The Senate Judiciary Committee’s 11 Republicans and nine Democrats last month took turns praising and grilling the respected Colorado judge, who has served in the U.S. Court of Appeals for the 10th Circuit for a decade and was on a shortlist of judges that Trump touted during the campaign as potential nominees to drum up support for his White House bid.

Senate Democrats have pointed to this list of handpicked judges — assembled with the help of conservative groups The Federalist Society and The Heritage Foundation — and the millions of dollars being spent on pro-Gorsuch ads as evidence the judge is a surefire vote for Republican causes in ideologically close cases. Before selecting Gorsuch, Trump promised his supporters he’d appoint a Supreme Court justice who would be “pro-life” on the issue of abortion.

Gorsuch tried to distance himself from Trump and these campaign promises during his confirmation hearings, asserting that he’d rule independently and that he would have “walked out that door” if Trump had asked him to vote to overrule Roe v. Wade, the 1973 landmark decision that established a woman’s constitutional right to end her pregnancy.
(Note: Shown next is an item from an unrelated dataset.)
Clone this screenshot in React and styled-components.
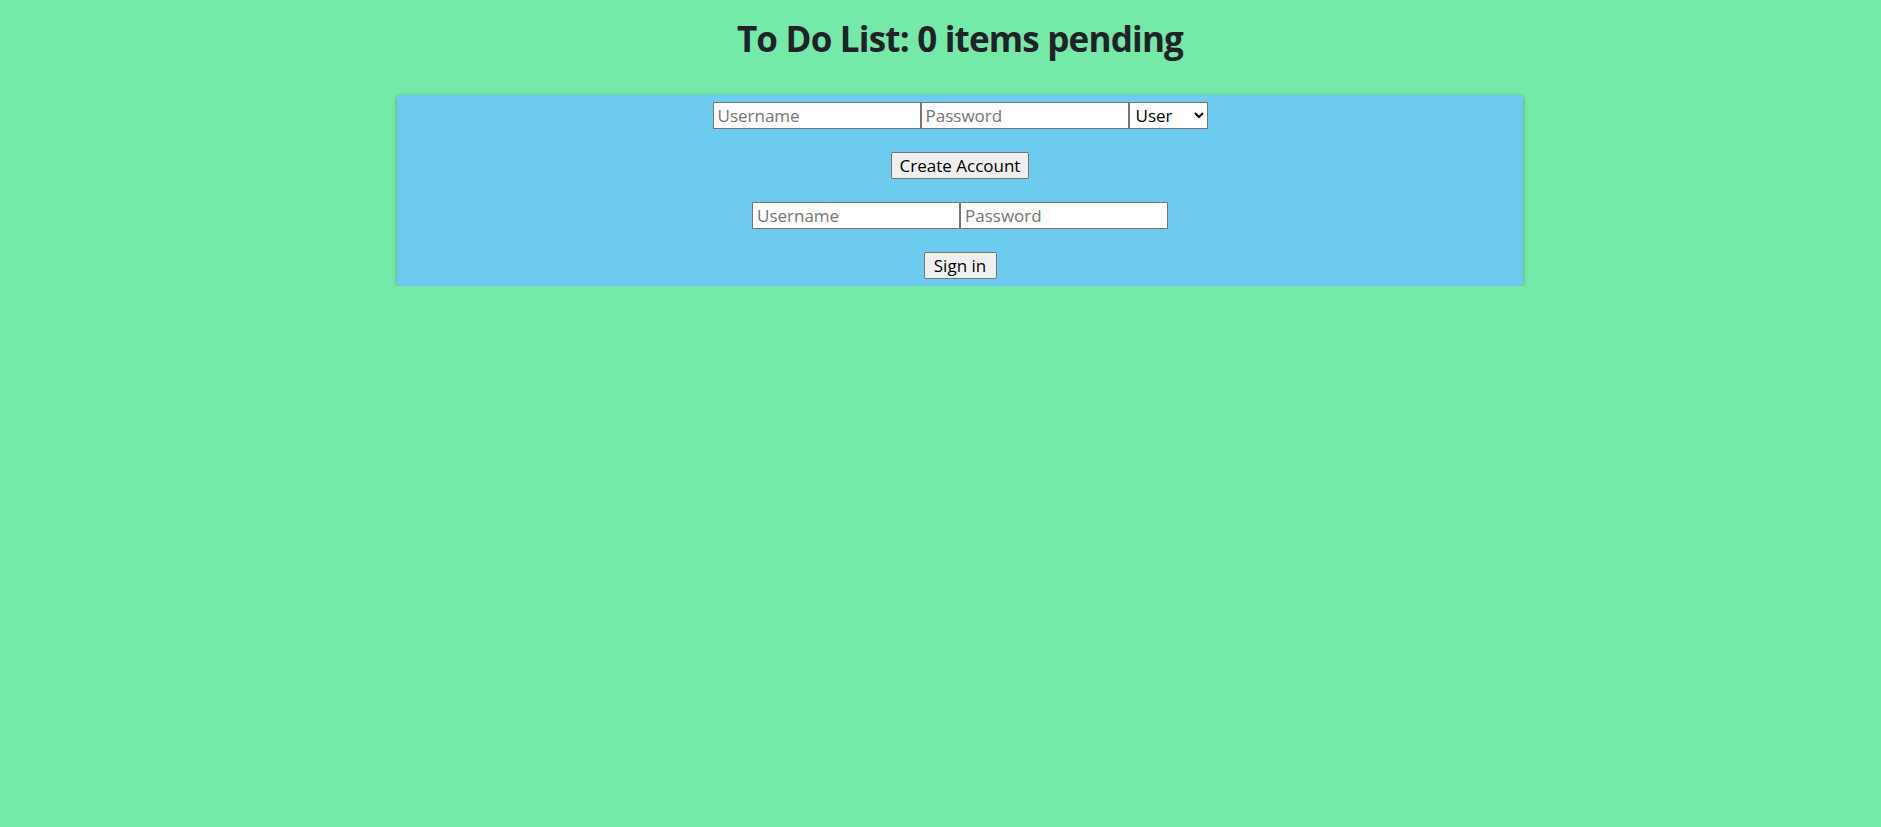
import React, { useState } from "react";
import styled, { createGlobalStyle } from "styled-components";

const GlobalStyle = createGlobalStyle`
  html, body {
    margin: 0;
    padding: 0;
    background: #75e9a7;
    font-family: "Open Sans", "Noto Sans", sans-serif;
    color: #212529;
  }
`;

const Page = styled.div`
  width: 1126px;
  margin-left: 397px;
  display: flex;
  flex-direction: column;
  align-items: stretch;
`;

const Title = styled.h1`
  margin: 0;
  height: 95px;
  padding-top: 15px;
  box-sizing: border-box;
  text-align: center;
  font-size: 35px;
  font-weight: 700;
  letter-spacing: -0.8px;
  line-height: 48px;
  color: #1f2328;
`;

const Panel = styled.div`
  background: #6ecbf0;
  border-radius: 3px;
  box-shadow: 0 1px 4px rgba(0, 0, 0, 0.3);
  padding: 7px 0 7px;
  display: flex;
  flex-direction: column;
  align-items: center;
  gap: 23px;
`;

const Row = styled.div`
  display: flex;
  justify-content: center;
`;

const Field = styled.input`
  width: 208px;
  height: 27px;
  box-sizing: border-box;
  margin: 0;
  padding: 0 4px;
  border: 1px solid #767676;
  border-radius: 0;
  background: #fff;
  font-family: "Open Sans", "Noto Sans", sans-serif;
  font-size: 17px;
  color: #000;
  &::placeholder {
    color: #757575;
  }
`;

const Select = styled.select`
  width: 79px;
  height: 27px;
  box-sizing: border-box;
  margin: 0;
  padding: 0 2px;
  border: 1px solid #767676;
  border-radius: 0;
  background: #fff;
  font-family: "Open Sans", "Noto Sans", sans-serif;
  font-size: 17px;
  color: #000;
`;

const Button = styled.button`
  height: 27px;
  width: ${(p) => p.w}px;
  box-sizing: border-box;
  padding: 0;
  border: 1px solid #767676;
  border-radius: 2px;
  background: #efefef;
  font-family: "Open Sans", "Noto Sans", sans-serif;
  font-size: 17px;
  color: #000;
`;

const App = () => {
  const [items] = useState([]);
  return (
    <>
      <GlobalStyle />
      <Page>
        <Title>To Do List: {items.length} items pending</Title>
        <Panel>
          <Row>
            <Field placeholder="Username" />
            <Field placeholder="Password" type="password" />
            <Select defaultValue="User">
              <option>User</option>
              <option>Admin</option>
            </Select>
          </Row>
          <Button w={138}>Create Account</Button>
          <Row>
            <Field placeholder="Username" />
            <Field placeholder="Password" type="password" />
          </Row>
          <Button w={73}>Sign in</Button>
        </Panel>
      </Page>
    </>
  );
};

export default App;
Still, Gorsuch’s apparent evasiveness and his steely answers on settled questions of constitutional law didn’t assuage key Democrats coming out of the hearings. Feinstein noted during a follow-up committee meeting last week that her party, given the questions still surrounding the nomination, was “in a terrible position” to support the judge.

Explaining his “no” vote on Gorsuch on Monday, Sen. Richard Blumenthal (D-Conn.), himself a former Supreme Court clerk, said it’s “far from idle speculation” that the nominee could be decisive if the court were ever called to enforce a subpoena against the Trump administration — much like the justices did more than 40 years ago when a special prosecutor sought the Watergate tapes from President Richard Nixon.

“The independence of our judicial branch has never been more threatened or more important,” Blumenthal said.

This article has been updated with details from Monday’s hearing and how senators plan to vote in the full Senate.